Come nel caso Cucchi, anche per il caso Eternit la linea di chi osserva dovrebbe essere quella per cui “le sentenze non si commentano”. Eppure, quando la giustizia trasmette un senso di ingiustizia, non si può nemmeno far finta di niente. La legge va rispettata, mancherebbe, e i magistrati hanno il compito di applicare le norme. Ma quando una sentenza lascia aperte più domande di quante ce ne fossero all’inizio del processo, quando una sentenza ha il sapore della beffa, non si può fare a meno di interrogarsi sulla questione.
Tutti sappiamo che Cucchi è morto mentre era nelle mani dello Stato, ma nessuno di quella morte porta la responsabilità. Tutti sappiamo che i morti a Casale Monferrato e nei dintorni sono morti per mesotelioma pleurico, e che la malattia è provocata dall’amianto della fabbrica, ma nessuno ne risponderà.

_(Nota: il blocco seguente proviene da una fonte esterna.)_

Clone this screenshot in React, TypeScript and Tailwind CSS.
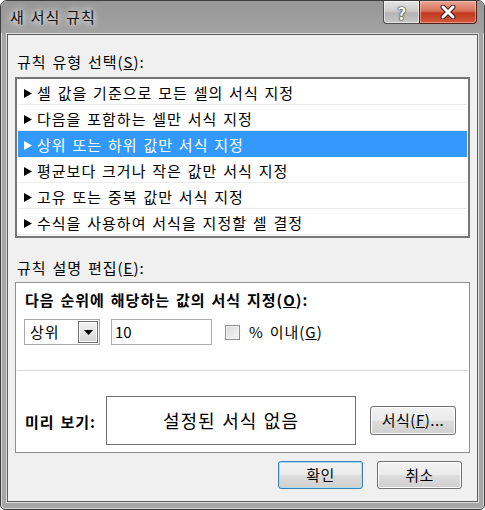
import React from "react";

const rules = [
  "셀 값을 기준으로 모든 셀의 서식 지정",
  "다음을 포함하는 셀만 서식 지정",
  "상위 또는 하위 값만 서식 지정",
  "평균보다 크거나 작은 값만 서식 지정",
  "고유 또는 중복 값만 서식 지정",
  "수식을 사용하여 서식을 지정할 셀 결정",
];

const Arrow = ({ white }: { white?: boolean }) => (
  <svg width="8" height="9" viewBox="0 0 8 9" className="shrink-0">
    <polygon points="0,0 8,4.5 0,9" fill={white ? "#ffffff" : "#000000"} />
  </svg>
);

const WinButton = ({
  children,
  isDefault,
  className,
}: {
  children: React.ReactNode;
  isDefault?: boolean;
  className: string;
}) => (
  <button
    className={`${className} flex items-center justify-center rounded-[3px] border text-[15px] text-black tracking-[0.5px] bg-[linear-gradient(#f2f2f2_0%,#ebebeb_48%,#dddddd_52%,#cfcfcf_100%)] ${
      isDefault
        ? "border-[#3c7fb1] shadow-[inset_0_0_0_1px_#a9dcf6]"
        : "border-[#707070] shadow-[inset_0_0_0_1px_#fcfcfc]"
    }`}
  >
    {children}
  </button>
);

export default function App() {
  return (
    <div className="w-[485px] h-[510px] flex flex-col rounded-t-[7px] rounded-b-[5px] border border-[#3e3e3e] bg-[#a6a6a6] shadow-[inset_0_0_0_1px_rgba(255,255,255,0.55)] font-['Noto_Sans_CJK_KR',sans-serif] text-black tracking-[1px] [word-spacing:1.5px] overflow-hidden">
      {/* 제목 표시줄 */}
      <div className="h-[32px] shrink-0 flex items-start justify-between bg-[linear-gradient(#979797,#a2a2a2)]">
        <div className="h-[32px] flex items-center pl-[9px] text-[15px] text-[#111] [text-shadow:0_0_6px_#ffffff,0_0_10px_rgba(255,255,255,0.8)]">
          새 서식 규칙
        </div>
        <div className="flex mr-[7px] tracking-normal">
          <div className="w-[36px] h-[23px] flex items-center justify-center rounded-bl-[4px] border border-t-0 border-r-0 border-[#4e4e4e] bg-[linear-gradient(#e4e4e4_0%,#cdcdcd_45%,#b3b3b3_55%,#c9c9c9_100%)] shadow-[inset_0_0_0_1px_rgba(255,255,255,0.5)]">
            <span className="text-[17px] font-bold leading-none text-white [text-shadow:0_0_1px_#333,0_0_1px_#333,0_0_2px_#333]">?</span>
          </div>
          <div className="w-[58px] h-[23px] flex items-center justify-center rounded-br-[4px] border border-t-0 border-[#4e2018] bg-[linear-gradient(#e9a491_0%,#d9735b_45%,#c2391e_55%,#d45a3e_100%)] shadow-[inset_0_0_0_1px_rgba(255,220,210,0.45)]">
            <svg width="18" height="14" viewBox="0 0 18 14">
              <path d="M4 2 L14 12 M14 2 L4 12" stroke="#3a1a14" strokeWidth="5" strokeLinecap="round" />
              <path d="M4 2 L14 12 M14 2 L4 12" stroke="#ffffff" strokeWidth="3" strokeLinecap="round" />
            </svg>
          </div>
        </div>
      </div>

      {/* 클라이언트 영역 */}
      <div className="flex-1 mx-[5px] mb-[6px] border border-[#dedede] flex">
        <div className="flex-1 border border-[#5c5c5c] bg-[#f0f0f0] px-[7px] pt-[17px] flex flex-col text-[15px]">
          <div className="h-[20px] leading-[20px] pl-[2px]">
            규칙 유형 선택(<span className="underline">S</span>):
          </div>

          <div className="mt-[5px] h-[161px] border-2 border-[#767676] bg-white px-[1px]">
            {rules.map((r, i) => (
              <div
                key={r}
                className={`h-[26px] flex items-center gap-[5px] pl-[6px] pt-[3px] border-b ${
                  i === 2
                    ? "bg-[#3399ff] text-white border-[#3399ff]"
                    : "border-[#ececec]"
                }`}
              >
                <Arrow white={i === 2} />
                <span>{r}</span>
              </div>
            ))}
          </div>

          <div className="mt-[20px] h-[20px] leading-[20px] pl-[2px]">
            규칙 설명 편집(<span className="underline">E</span>):
          </div>

          <div className="mt-[4px] h-[171px] border border-[#8e8f8f] bg-white flex flex-col">
            <div className="mt-[7px] h-[20px] leading-[20px] pl-[9px] font-bold">
              다음 순위에 해당하는 값의 서식 지정(<span className="underline">O</span>):
            </div>

            <div className="mt-[9px] h-[26px] flex items-center pl-[8px]">
              <div className="w-[76px] h-[26px] border border-[#a5a9ae] flex items-center justify-between pl-[5px] pr-[1px]">
                <span>상위</span>
                <div className="w-[20px] h-[22px] border border-[#6f6f6f] bg-[linear-gradient(#f3f3f3_0%,#e5e5e5_50%,#d4d4d4_100%)] shadow-[inset_0_0_0_1px_#fafafa] flex items-center justify-center">
                  <svg width="9" height="5" viewBox="0 0 9 5">
                    <polygon points="0,0 9,0 4.5,5" fill="#000" />
                  </svg>
                </div>
              </div>
              <div className="ml-[11px] w-[101px] h-[26px] border border-[#abadb3] flex items-center pl-[3px] tracking-normal">
                10
              </div>
              <div className="ml-[13px] w-[15px] h-[15px] border border-[#8f8f8f] bg-[linear-gradient(135deg,#d8d8d8,#f7f7f7)] shadow-[inset_0_0_0_1px_#f4f4f4]" />
              <span className="ml-[9px]">
                % 이내(<span className="underline">G</span>)
              </span>
            </div>

            <div className="mt-[25px] mx-[1px] h-px bg-[#d6d6d6]" />

            <div className="mt-[25px] flex items-center pl-[9px] pr-[13px]">
              <div className="w-[81px] font-bold pt-[3px]">미리 보기:</div>
              <div className="w-[250px] h-[49px] border border-[#6e6e6e] flex items-center justify-center text-[18px]">
                설정된 서식 없음
              </div>
              <WinButton className="ml-auto w-[86px] h-[29px]">
                서식(<span className="underline">F</span>)...
              </WinButton>
            </div>
          </div>

          <div className="mt-[8px] flex justify-end gap-[14px] pr-[8px]">
            <WinButton isDefault className="w-[85px] h-[28px]">
              확인
            </WinButton>
            <WinButton className="w-[85px] h-[28px]">취소</WinButton>
          </div>
        </div>
      </div>
    </div>
  );
}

«Anche se oggi qui si viene a chiedere giustizia – ha detto il procuratore generale Francesco Iacoviello, chiedendo alla Corte di dichiarare prescritto il reato -, un giudice tra diritto e giustizia deve scegliere il diritto». Con tutto il rispetto per il Procuratore, non sono sicurissimo che la frase sia corretta. Soprattutto perché, se le cose stessero davvero così, verrebbe da chiedersi a quale porta debba bussare il povero cittadino per ottenere giustizia, se non a quello delle nostre corti e dei nostri tribunali.
Il fatto è che diritto e giustizia non possono essere scissi come fossero cose alternative e contrapposte. Diritto e giustizia sono – o almeno dovrebbero essere – due facce della stessa medaglia: l’uno deve essere scritto perché l’altra possa venire ad esistenza. Se il diritto non serve a produrre giustizia, non si capisce davvero a cosa esso serva.